How ‘River Raid Squadron’ Came to Be... Eventually

River Raid old-vs-new comparison

It began at a game jam. No, wait. It began when I was 12 and asked a friend, Joey, to play River Raid with me. I was sure it had a play-together mode. It didn’t.

Now... fast forward to the game jam decades later. It began again at a game jam. Not because of the jam directly, though. Maybe more in spite of it. January 24th, 2018, according to my earliest file dates... which sounds like GGJ (Jan 26-28) and it sounds like I got started a few days early. Sounds right. I don’t really participate much at GGJ. I don’t like their rules much. It’s okay, but not much. Jams also typically conflict with my weekly schedule so it’s hard to be a meaningful member of a team. But, I do like hanging out with my friends at jams and helping out when and where I can.

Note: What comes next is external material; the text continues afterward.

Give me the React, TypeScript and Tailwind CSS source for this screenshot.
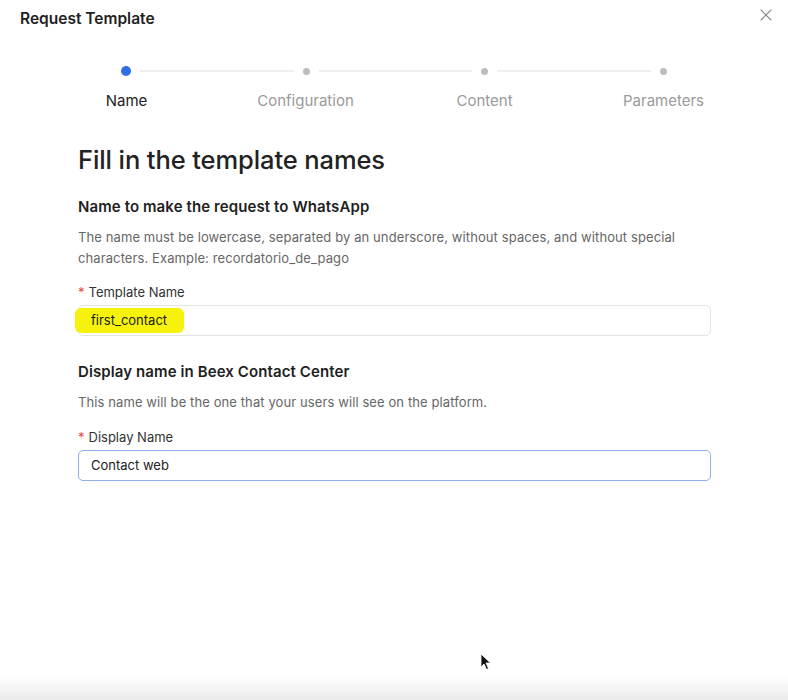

Anyhow, it looks like I came into the jam ready (not a jammy thing to do)... ready to finally hack River Raid into a co-op game. I didn’t imagine I could finish it in a few days, but I wanted to see how far I could get. I had thought that Thomas Jentzsch’s decompiled and commented 2600 code (written by Carol Shaw, not Thomas) would get me pretty far pretty quickly. First, to be clear, Thomas did a great job deciphering the code (and I’m sure it took a ton of work) but I expect he would be the first to tell you that it is far from complete. Yeah... that.

So, I didn’t get very far during GGJ. Actually, practically nowhere other than collecting some reference art and beginning some sprite art. I actually spent much of the time in a deep conversation with a friend. That seemed more important at the time... and still does.

Also, to be clear on another point, my goal here has been to do a legit port of the code, and not to produce just another game that merely looks like the original. Plenty of those around. This was not to be one of those.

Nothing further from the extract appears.